The governor has proposed a one-time infusion of $750 million to help fund emergency rental assistance and other programs, coupled with a $695 million upgrade to the state’s health care system to expand treatment for people suffering from addiction and mental health problems.
During a legislative budget hearing in San Francisco on Thursday, a Newsom administration official struggled to explain what metrics will be used to ensure the money is spent wisely. Jennifer Troia, chief deputy director of the state’s Department of Social Services, told lawmakers that specific performance objectives for $750 million in one-time aid had not yet been established.
“There’s a dramatic lack of specificity in the proposal right now,” Assemblyman Richard Bloom, D-Santa Monica, said. “If I understand it correctly, we’re being asked to appropriate the money now with the understanding that we’ll figure out later what the specificity is.”
Troia also had a hard time explaining why the governor wants $750 million to go through regional administrators, private companies or nonprofits that will be hired through a contracting process, instead of sending the aid directly to cities and counties.
“Why create a bureaucracy with regional administrators,” Assemblyman David Chiu, D-San Francisco, asked. “Why not ask the mayors if they’re using the money well instead of creating regional administrators?”
Troia could not say how many regions will be created or how their boundaries will be established. However, she identified some of the factors that will be used to decide how much money goes to each region. Those factors include the homeless population in each region based on point-in-time surveys, a regional housing needs assessment and the cost of rent in each area.

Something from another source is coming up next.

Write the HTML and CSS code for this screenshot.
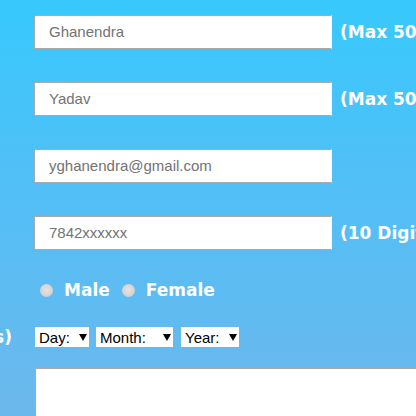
FILE: index.html
```html
<!DOCTYPE html>
<html>
<head>
<meta charset="utf-8">
<link rel="stylesheet" href="styles.css">
</head>
<body>
<form class="form">
  <div class="row">
    <div class="lbl"></div>
    <input class="txt" type="text" value="Ghanendra">
    <span class="note">(Max 50 characters a-z and A-Z)</span>
  </div>
  <div class="row">
    <div class="lbl"></div>
    <input class="txt" type="text" value="Yadav">
    <span class="note">(Max 50 characters a-z and A-Z)</span>
  </div>
  <div class="row">
    <div class="lbl"></div>
    <input class="txt" type="text" value="yghanendra@gmail.com">
  </div>
  <div class="row">
    <div class="lbl"></div>
    <input class="txt" type="text" value="7842xxxxxx">
    <span class="note">(10 Digit numbers)</span>
  </div>
  <div class="row gender">
    <div class="lbl"></div>
    <label class="opt"><input class="radio" type="radio" name="g"> Male</label>
    <label class="opt"><input class="radio" type="radio" name="g"> Female</label>
  </div>
  <div class="row dob">
    <div class="lbl"><span class="lbltext">Date Of Birth (DD/MM/YYYYs)</span></div>
    <select class="sel sel-day"><option>Day:</option></select>
    <select class="sel sel-month"><option>Month:</option></select>
    <select class="sel sel-year"><option>Year:</option></select>
  </div>
  <div class="row area">
    <div class="lbl"></div>
    <textarea class="ta"></textarea>
  </div>
</form>
</body>
</html>
```
FILE: styles.css
```css
html, body {
  margin: 0;
  padding: 0;
  width: 416px;
  height: 416px;
  overflow: hidden;
}
body {
  background: linear-gradient(to bottom, #37c9fd 0%, #4fc0f7 40%, #6cb8ec 100%);
}
.form {
  padding-top: 15px;
  display: flex;
  flex-direction: column;
}
.row {
  display: flex;
  align-items: center;
  white-space: nowrap;
  height: 33px;
  margin-bottom: 34px;
}
.lbl {
  width: 34px;
  flex: none;
  display: flex;
  justify-content: flex-end;
  overflow: visible;
}
.lbltext {
  font-family: "DejaVu Sans", Verdana, sans-serif;
  font-weight: bold;
  font-size: 17px;
  color: #fff;
  margin-right: 22px;
}
.txt {
  box-sizing: border-box;
  width: 298px;
  height: 34px;
  margin: 0;
  border: 1px solid #a9a9a9;
  border-right-color: #fff;
  background: #fff;
  padding: 0 0 0 14px;
  font-family: "Liberation Sans", Arial, sans-serif;
  font-size: 15px;
  color: #737373;
  outline: none;
  flex: none;
}
.note {
  margin-left: 8px;
  font-family: "DejaVu Sans", Verdana, sans-serif;
  font-weight: bold;
  font-size: 17px;
  color: #fff;
}
.gender {
  height: 20px;
  margin-top: -3px;
  margin-bottom: 27px;
}
.opt {
  display: flex;
  align-items: center;
  font-family: "DejaVu Sans", Verdana, sans-serif;
  font-weight: bold;
  font-size: 17px;
  color: #fff;
  margin-right: 12px;
}
.radio {
  appearance: none;
  -webkit-appearance: none;
  width: 13px;
  height: 13px;
  margin: 0 11px 0 6px;
  border-radius: 50%;
  background: radial-gradient(circle at 50% 45%, #e4e2e2 0%, #d6d3d3 60%, #c9c6c6 100%);
  border: none;
}
.opt + .opt .radio {
  margin-left: 0;
}
.dob {
  height: 20px;
  margin-bottom: 21px;
}
.sel {
  appearance: none;
  -webkit-appearance: none;
  box-sizing: border-box;
  height: 20px;
  margin: 0 7px 0 1px;
  border: none;
  border-radius: 0;
  padding: 0 0 0 4px;
  font-family: "Liberation Sans", Arial, sans-serif;
  font-size: 15px;
  color: #000;
  background: #fff url("data:image/svg+xml,%3Csvg xmlns='http://www.w3.org/2000/svg' width='8' height='7'%3E%3Cpath d='M0 0H8L4 7Z' fill='%23000'/%3E%3C/svg%3E") no-repeat;
  flex: none;
}
.sel-day { width: 54px; background-position: 44px 7px; }
.sel-month { width: 77px; margin-left: 0; background-position: 67px 7px; }
.sel-year { width: 58px; margin-left: 1px; background-position: 48px 7px; }
.area {
  height: auto;
  margin: 0;
  align-items: flex-start;
}
.ta {
  box-sizing: border-box;
  width: 400px;
  height: 120px;
  margin: 0 0 0 1px;
  border: 1px solid #a9a9a9;
  border-right: none;
  background: #fff;
  resize: none;
  flex: none;
}
```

When asked what data or model was used to justify breaking the program down into regions, the deputy director had no details to offer.
“I don’t know that we have specific data to point to other than anecdotally,” Troia said.
This week, the nonpartisan Legislative Analyst’s Office blasted the governor’s proposal as failing to articulate a “clear strategy” for curbing homelessness in the state.
The plan to funnel money through regional administrators received an equally chilly reception from local leaders including Oakland Mayor Libby Schaaf, who testified at the budget hearing Thursday.
“I agree we need more regional collaboration and coordination,” Schaaf said. “I do not believe a regional administrator would accomplish that, not in the way it is currently proposed.”
Schaaf also advocated for more flexibility in how local governments can spend the emergency funds, including being able to use the money to build and maintain shelters. Additionally, the mayor objected to the short-term nature of the emergency aid package.
“One-time funding for homelessness will not work,” Schaaf said. “We need an ongoing dedicated funding source.”
This month, Schaaf announced Oakland added 22,000 new units to the city’s housing stock in recent years, exceeding its goal of creating 17,000 new housing units by 2024. The mayor insists the boom in real estate development has helped stabilize previously skyrocketing rent prices in the city, but Oakland’s homeless population grew 47% from 2017 to 2019.
Also testifying Thursday was San Jose Mayor Sam Liccardo, who argued that performance metrics imposed on local governments by the state should be tied to outcomes, such as measuring how many people are living on the street before and after funds are spent.
Schaaf cautioned that the metrics should be more nuanced, or it might incentivize “bad behavior,” such as sending homeless residents from one community to another.
Turning to a separate proposal to create a legally enforceable mandate to end homelessness, Liccardo said he would support such an initiative but wants to make sure cities and counties are protected from vexatious litigation.
Schaaf, one of 13 members on a committee that recommended the measure, said the mandate would not create a private right of action. Cities and counties could only be sued by a state inspector general seeking injunctive relief, not monetary damages, she said. The proposed state constitutional amendment would require approval by the Legislature and voters.
Earlier in the hearing, San Francisco Mayor London Breed said she supports the objectives of that proposal but could not get behind it unless the state was required to provide adequate resources to local governments.
Responding to that criticism, Schaaf reiterated why it is so important that the state create a dedicated funding source for cities and counties to combat homelessness.
“We are not intending to give cities or counties unfunded mandates without new funding sources,” Schaaf said.
Aside from the proposed $1.4 billion to address homelessness in next fiscal year’s budget, Newsom in January deployed 100 former FEMA trailers across the state and made $650 million in emergency grants available to cities and counties.
Last year, the governor introduced a “Marshall Plan” aimed at tackling the state’s 3.5 million-unit housing shortage. The plan included making $500 million in grants available to cities and counties that meet certain housing production goals.
Despite the push to build more housing, an industry group reported a decrease in new home construction in the state last year. According to the Construction Industry Research Board, 110,218 permits for new housing units were issued in California last year, a 7% drop from the 117,892 new housing permits issued in 2018.
Last month, lawmakers also rejected legislation aimed at tackling the state’s housing shortage for a third year in the row. The housing bill championed by state Sen. Scott Wiener, D-San Francisco, faced fierce opposition from some cities that oppose forfeiting local control over housing-development decisions to the state. Wiener introduced changes to the bill that would give local governments more flexibility in creating their own plans for building more four-to-five-story apartment buildings near public transit stops. Despite those changes, the bill died in committee on Jan. 29.
California’s homeless population spiked to an estimated 151,000 in 2019, a 16.4% increase from the previous year. According to federal data, 27% of the country’s homeless reside in California, even though voters have approved billions in bonds for affordable housing and improved mental health services in recent years.